£7.3m … the cost of killing badgers in the ‘diasterous’ cull

The contentious badger cull has cost an astonishing £4,100 for each animal killed – almost double previous estimates – campaigners claimed last night.

New calculations suggest that the amount spent on killing 1,771 badgers since the cull began in August 2013 was £7.3 million, with taxpayers picking up a £5.8 million share of the bill. The animals were killed to prevent the spread of bovine TB (bTB) to cattle.

Figures were compiled by the animal charity ‘Care for the Wild’. In October 2013, it put the cost at £2,200 for each badger, but it has now updated its information after the cull in Gloucestershire and Somerset was extended by several weeks. The initial trial ended during the winter. The figures were derived from answers to parliamentary questions, statistics from the department for Environment, Food and Rural Affairs, and Freedom of Information requests.

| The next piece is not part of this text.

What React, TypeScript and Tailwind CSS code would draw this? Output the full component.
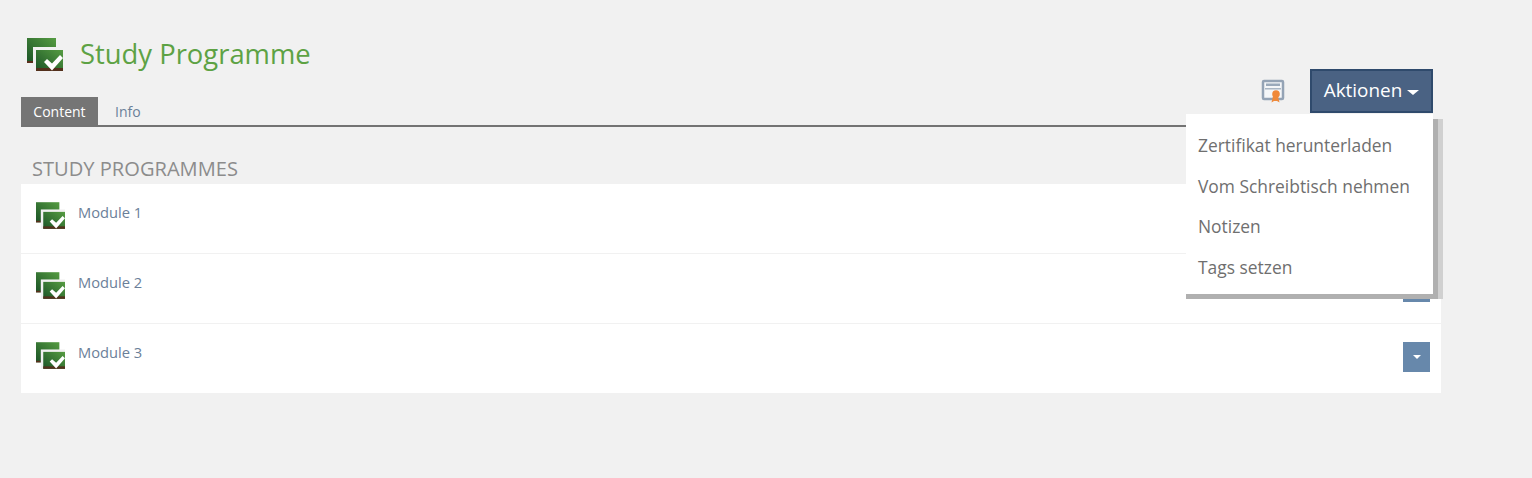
import React from 'react';

const ProgrammeIcon = ({ size, id }: { size: number; id: string }) => (
  <svg width={size} height={Math.round((size * 33) / 36)} viewBox="0 0 36 33" className="shrink-0">
    <defs>
      <linearGradient id={id} x1="0" y1="1" x2="1" y2="0">
        <stop offset="0" stopColor="#1a5326" />
        <stop offset="1" stopColor="#569c42" />
      </linearGradient>
    </defs>
    <rect x="0" y="0" width="29" height="25" fill={`url(#${id})`} />
    <rect x="0" y="23" width="6" height="2" fill="#5a2f1c" />
    <rect x="6" y="9" width="30" height="24" fill="#f1f1f1" />
    <rect x="9" y="12" width="27" height="21" fill={`url(#${id})`} />
    <rect x="9" y="30" width="27" height="3" fill="#53301c" />
    <path d="M17 24l3-3 5 4.500 8-8.500 3 3-11 12.500z" fill="#fff" />
  </svg>
);

const CertificateIcon = () => (
  <svg width="24" height="24" viewBox="0 0 24 24" className="shrink-0">
    <rect x="2" y="2" width="20" height="18" rx="1" fill="#f4f6f8" stroke="#94a3b5" strokeWidth="2.5" />
    <rect x="5" y="4.500" width="14" height="2.500" fill="#9aa9ba" />
    <rect x="4" y="9" width="16" height="1.500" fill="#a9b6c4" />
    <path d="M12 17l-1.500 6.500 2.500-1.500 1.500 0 1.500 0 2.500 1.500-1.500-6.500z" fill="#ee8a3c" />
    <circle cx="15" cy="15" r="3.800" fill="#f0893a" />
  </svg>
);

const modules = ['Module 1', 'Module 2', 'Module 3'];
const menuItems = ['Zertifikat herunterladen', 'Vom Schreibtisch nehmen', 'Notizen', 'Tags setzen'];

const App: React.FC = () => {
  return (
    <div className="relative h-[478px] w-[1532px] overflow-hidden bg-[#f1f1f1] font-['Open_Sans',sans-serif]">
      <div className="pl-[21px] pr-[91px] pt-[38px]">
        <div className="flex h-[33px] items-center gap-[17px] pl-[6px]">
          <ProgrammeIcon size={36} id="head-icon" />
          <h1 className="mt-[-2px] text-[27.4px] leading-[33px] text-[#5da244]">Study Programme</h1>
        </div>

        <div className="mt-[26px] flex h-[30px] border-b-2 border-[#737373]">
          <div className="flex w-[77px] items-center justify-center bg-[#757575] pt-[1px] text-[14px] text-white">Content</div>
          <div className="flex items-center pl-[17px] pt-[1px] text-[14px] text-[#6b7f99]">Info</div>
        </div>

        <h2 className="mt-[28px] pb-[1px] pl-[11px] text-[20.1px] leading-[28px] text-[#8c8c8c]">STUDY PROGRAMMES</h2>

        <ul className="bg-white">
          {modules.map((name, i) => (
            <li
              key={name}
              className={`flex items-start pl-[15px] pr-[11px] pt-[18px] ${i < 2 ? 'h-[70px] border-b border-[#f1f1f1]' : 'h-[69px]'}`}
            >
              <ProgrammeIcon size={29} id={`row-icon-${i}`} />
              <span className="ml-[13px] text-[14.7px] leading-[20px] text-[#6b7f99]">{name}</span>
              <button className="ml-auto flex h-[30px] w-[27px] items-center justify-center bg-[#6788ab]">
                <span className="border-x-[4px] border-t-[4px] border-x-transparent border-t-white" />
              </button>
            </li>
          ))}
        </ul>
      </div>

      {/* actions dropdown lies over the list */}
      <div className="absolute left-[1186px] top-[62px] w-[247px]">
        <div className="flex h-[52px] items-start justify-end bg-[#f1f1f1] pt-[7px]">
          <div className="mr-[25px] mt-[10px]">
            <CertificateIcon />
          </div>
          <button className="flex h-[44px] w-[123px] items-center justify-center gap-[5px] border-2 border-[#2f4a6c] bg-[#4a6283] pb-[2px] text-[18.9px] text-white">
            Aktionen
            <span className="mt-[4px] border-x-[6px] border-t-[5px] border-x-transparent border-t-white" />
          </button>
        </div>
        <div className="flex h-[180px] flex-col bg-white pl-[12px] pt-[11px] shadow-[0_5px_0_#b0b0b0,5px_5px_0_#b0b0b0,10px_5px_0_#d0d0d0]">
          {menuItems.map((item) => (
            <div key={item} className="flex h-[40.6px] shrink-0 items-center text-[17.4px] text-[#6f6f6f]">
              {item}
            </div>
          ))}
        </div>
      </div>
    </div>
  );
};

export default App;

The cost to farmers who paid for the actual culling itself was calculated at £1.49 million. The policing bill was put at £2.66 million, made up of costs for manpower, transport, equipment and accommodation. A further £3.17 million was attributed to costs at the environmental quango, Natural England, the food and Environment Research Agency and Defra, and included trapping, monitoring and data collection.  Care for the Wild claims that continuing the trials for another three years – as the licence from Natural England allows – would mean a final bill of £19million.

The cull failed to hit the target rates during the trial, even after these were revised downward.

Charity spokesman Dominic Dyer called it ‘one of the most disastrous and expensive wildlife culls in history.’ He added, ‘This is being done to the sound of scientists almost universally saying that culling won’t have any significant impact on TB’.

The National Farmers’ Union said: ‘If marksmen had been allowed to go about their lawful business, there wouldn’t have been any policing costs’.